SHORT EXERCISE: Skip the pictures. Transcribe the rest of the data below without changing a word.

========================================

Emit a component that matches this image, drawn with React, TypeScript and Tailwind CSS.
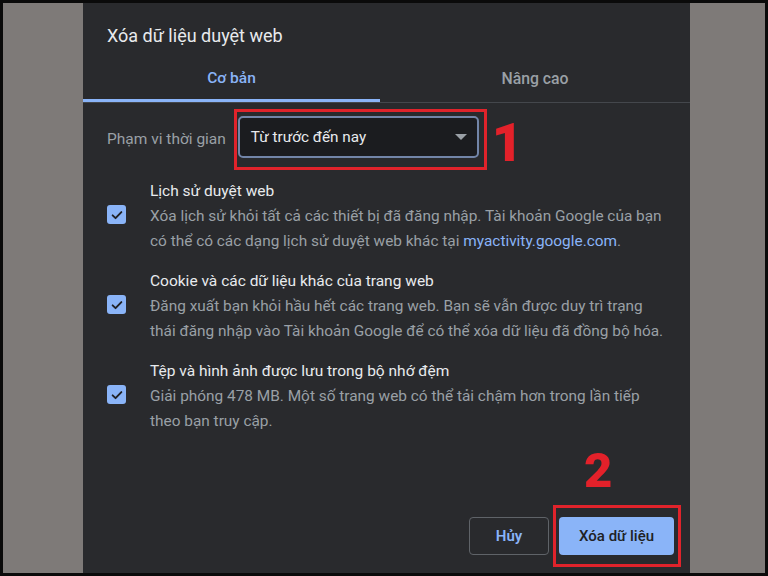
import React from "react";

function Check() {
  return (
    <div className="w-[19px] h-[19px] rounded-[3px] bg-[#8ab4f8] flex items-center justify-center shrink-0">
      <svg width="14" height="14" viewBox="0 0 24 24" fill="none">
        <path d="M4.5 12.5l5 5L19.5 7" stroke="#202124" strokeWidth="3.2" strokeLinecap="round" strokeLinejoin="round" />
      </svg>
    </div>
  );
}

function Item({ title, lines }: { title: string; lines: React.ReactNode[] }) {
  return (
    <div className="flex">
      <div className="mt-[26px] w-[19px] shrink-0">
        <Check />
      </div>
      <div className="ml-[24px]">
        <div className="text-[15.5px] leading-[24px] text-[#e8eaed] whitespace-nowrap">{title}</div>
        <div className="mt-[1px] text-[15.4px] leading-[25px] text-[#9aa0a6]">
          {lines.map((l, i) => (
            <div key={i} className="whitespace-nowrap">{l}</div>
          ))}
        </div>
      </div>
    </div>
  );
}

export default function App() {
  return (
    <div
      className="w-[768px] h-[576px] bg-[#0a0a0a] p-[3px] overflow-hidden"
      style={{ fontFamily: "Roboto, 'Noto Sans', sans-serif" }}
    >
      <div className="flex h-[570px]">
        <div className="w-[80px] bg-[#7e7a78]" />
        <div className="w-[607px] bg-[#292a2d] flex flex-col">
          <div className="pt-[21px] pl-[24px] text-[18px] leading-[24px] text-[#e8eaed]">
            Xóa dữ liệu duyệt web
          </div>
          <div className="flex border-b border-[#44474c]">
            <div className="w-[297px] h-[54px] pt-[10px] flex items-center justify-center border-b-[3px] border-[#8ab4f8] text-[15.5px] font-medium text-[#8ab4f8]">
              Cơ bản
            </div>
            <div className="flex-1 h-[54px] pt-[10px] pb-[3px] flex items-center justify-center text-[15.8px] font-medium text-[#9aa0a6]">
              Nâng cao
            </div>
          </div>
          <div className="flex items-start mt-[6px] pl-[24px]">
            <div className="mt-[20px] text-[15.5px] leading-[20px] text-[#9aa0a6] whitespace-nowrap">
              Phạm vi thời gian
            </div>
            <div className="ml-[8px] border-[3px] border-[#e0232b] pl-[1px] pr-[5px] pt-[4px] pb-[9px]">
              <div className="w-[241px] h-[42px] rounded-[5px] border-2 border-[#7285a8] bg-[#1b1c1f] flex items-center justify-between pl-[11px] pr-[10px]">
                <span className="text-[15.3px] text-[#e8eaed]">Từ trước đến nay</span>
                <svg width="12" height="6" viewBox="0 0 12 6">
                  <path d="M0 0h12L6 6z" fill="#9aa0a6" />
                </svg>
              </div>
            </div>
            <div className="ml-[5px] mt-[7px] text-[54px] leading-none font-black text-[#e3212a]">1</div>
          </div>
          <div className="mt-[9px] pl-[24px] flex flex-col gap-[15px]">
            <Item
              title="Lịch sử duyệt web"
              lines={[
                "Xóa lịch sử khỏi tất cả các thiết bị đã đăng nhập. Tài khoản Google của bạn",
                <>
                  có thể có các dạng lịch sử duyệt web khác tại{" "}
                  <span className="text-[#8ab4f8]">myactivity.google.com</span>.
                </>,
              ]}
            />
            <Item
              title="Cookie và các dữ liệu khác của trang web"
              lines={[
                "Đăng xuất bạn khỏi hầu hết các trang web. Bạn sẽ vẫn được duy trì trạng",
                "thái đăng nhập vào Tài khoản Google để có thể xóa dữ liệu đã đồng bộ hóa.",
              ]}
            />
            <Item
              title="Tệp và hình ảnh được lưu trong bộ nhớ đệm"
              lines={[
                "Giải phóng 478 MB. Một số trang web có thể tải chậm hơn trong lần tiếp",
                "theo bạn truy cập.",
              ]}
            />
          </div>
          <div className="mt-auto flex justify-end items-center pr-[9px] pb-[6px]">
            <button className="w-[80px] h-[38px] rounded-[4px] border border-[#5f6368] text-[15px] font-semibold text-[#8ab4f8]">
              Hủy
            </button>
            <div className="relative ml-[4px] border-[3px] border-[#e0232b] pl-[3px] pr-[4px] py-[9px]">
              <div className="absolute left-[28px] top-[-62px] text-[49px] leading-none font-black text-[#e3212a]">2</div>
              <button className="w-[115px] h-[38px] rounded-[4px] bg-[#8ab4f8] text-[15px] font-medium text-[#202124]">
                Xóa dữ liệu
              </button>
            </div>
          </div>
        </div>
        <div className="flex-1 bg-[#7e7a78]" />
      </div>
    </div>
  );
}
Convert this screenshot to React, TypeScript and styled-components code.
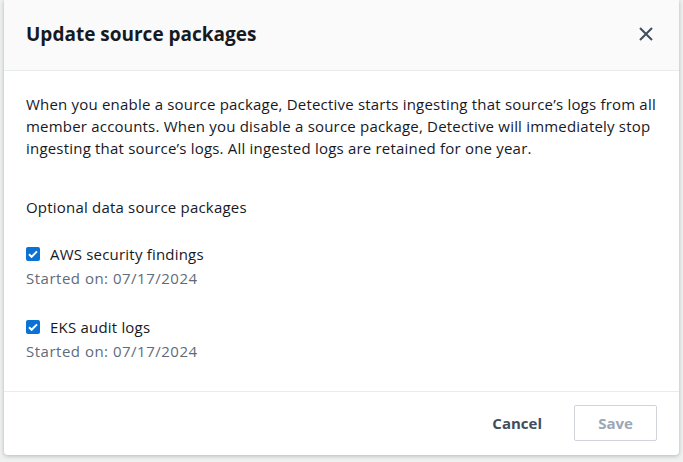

========================================

EXERCISE OUTPUT:
Emit a component that matches this image, drawn with React, TypeScript and Tailwind CSS.
import React from "react";

function Check() {
  return (
    <div className="w-[19px] h-[19px] rounded-[3px] bg-[#8ab4f8] flex items-center justify-center shrink-0">
      <svg width="14" height="14" viewBox="0 0 24 24" fill="none">
        <path d="M4.5 12.5l5 5L19.5 7" stroke="#202124" strokeWidth="3.2" strokeLinecap="round" strokeLinejoin="round" />
      </svg>
    </div>
  );
}

function Item({ title, lines }: { title: string; lines: React.ReactNode[] }) {
  return (
    <div className="flex">
      <div className="mt-[26px] w-[19px] shrink-0">
        <Check />
      </div>
      <div className="ml-[24px]">
        <div className="text-[15.5px] leading-[24px] text-[#e8eaed] whitespace-nowrap">{title}</div>
        <div className="mt-[1px] text-[15.4px] leading-[25px] text-[#9aa0a6]">
          {lines.map((l, i) => (
            <div key={i} className="whitespace-nowrap">{l}</div>
          ))}
        </div>
      </div>
    </div>
  );
}

export default function App() {
  return (
    <div
      className="w-[768px] h-[576px] bg-[#0a0a0a] p-[3px] overflow-hidden"
      style={{ fontFamily: "Roboto, 'Noto Sans', sans-serif" }}
    >
      <div className="flex h-[570px]">
        <div className="w-[80px] bg-[#7e7a78]" />
        <div className="w-[607px] bg-[#292a2d] flex flex-col">
          <div className="pt-[21px] pl-[24px] text-[18px] leading-[24px] text-[#e8eaed]">
            Xóa dữ liệu duyệt web
          </div>
          <div className="flex border-b border-[#44474c]">
            <div className="w-[297px] h-[54px] pt-[10px] flex items-center justify-center border-b-[3px] border-[#8ab4f8] text-[15.5px] font-medium text-[#8ab4f8]">
              Cơ bản
            </div>
            <div className="flex-1 h-[54px] pt-[10px] pb-[3px] flex items-center justify-center text-[15.8px] font-medium text-[#9aa0a6]">
              Nâng cao
            </div>
          </div>
          <div className="flex items-start mt-[6px] pl-[24px]">
            <div className="mt-[20px] text-[15.5px] leading-[20px] text-[#9aa0a6] whitespace-nowrap">
              Phạm vi thời gian
            </div>
            <div className="ml-[8px] border-[3px] border-[#e0232b] pl-[1px] pr-[5px] pt-[4px] pb-[9px]">
              <div className="w-[241px] h-[42px] rounded-[5px] border-2 border-[#7285a8] bg-[#1b1c1f] flex items-center justify-between pl-[11px] pr-[10px]">
                <span className="text-[15.3px] text-[#e8eaed]">Từ trước đến nay</span>
                <svg width="12" height="6" viewBox="0 0 12 6">
                  <path d="M0 0h12L6 6z" fill="#9aa0a6" />
                </svg>
              </div>
            </div>
            <div className="ml-[5px] mt-[7px] text-[54px] leading-none font-black text-[#e3212a]">1</div>
          </div>
          <div className="mt-[9px] pl-[24px] flex flex-col gap-[15px]">
            <Item
              title="Lịch sử duyệt web"
              lines={[
                "Xóa lịch sử khỏi tất cả các thiết bị đã đăng nhập. Tài khoản Google của bạn",
                <>
                  có thể có các dạng lịch sử duyệt web khác tại{" "}
                  <span className="text-[#8ab4f8]">myactivity.google.com</span>.
                </>,
              ]}
            />
            <Item
              title="Cookie và các dữ liệu khác của trang web"
              lines={[
                "Đăng xuất bạn khỏi hầu hết các trang web. Bạn sẽ vẫn được duy trì trạng",
                "thái đăng nhập vào Tài khoản Google để có thể xóa dữ liệu đã đồng bộ hóa.",
              ]}
            />
            <Item
              title="Tệp và hình ảnh được lưu trong bộ nhớ đệm"
              lines={[
                "Giải phóng 478 MB. Một số trang web có thể tải chậm hơn trong lần tiếp",
                "theo bạn truy cập.",
              ]}
            />
          </div>
          <div className="mt-auto flex justify-end items-center pr-[9px] pb-[6px]">
            <button className="w-[80px] h-[38px] rounded-[4px] border border-[#5f6368] text-[15px] font-semibold text-[#8ab4f8]">
              Hủy
            </button>
            <div className="relative ml-[4px] border-[3px] border-[#e0232b] pl-[3px] pr-[4px] py-[9px]">
              <div className="absolute left-[28px] top-[-62px] text-[49px] leading-none font-black text-[#e3212a]">2</div>
              <button className="w-[115px] h-[38px] rounded-[4px] bg-[#8ab4f8] text-[15px] font-medium text-[#202124]">
                Xóa dữ liệu
              </button>
            </div>
          </div>
        </div>
        <div className="flex-1 bg-[#7e7a78]" />
      </div>
    </div>
  );
}
Convert this screenshot to React, TypeScript and styled-components code.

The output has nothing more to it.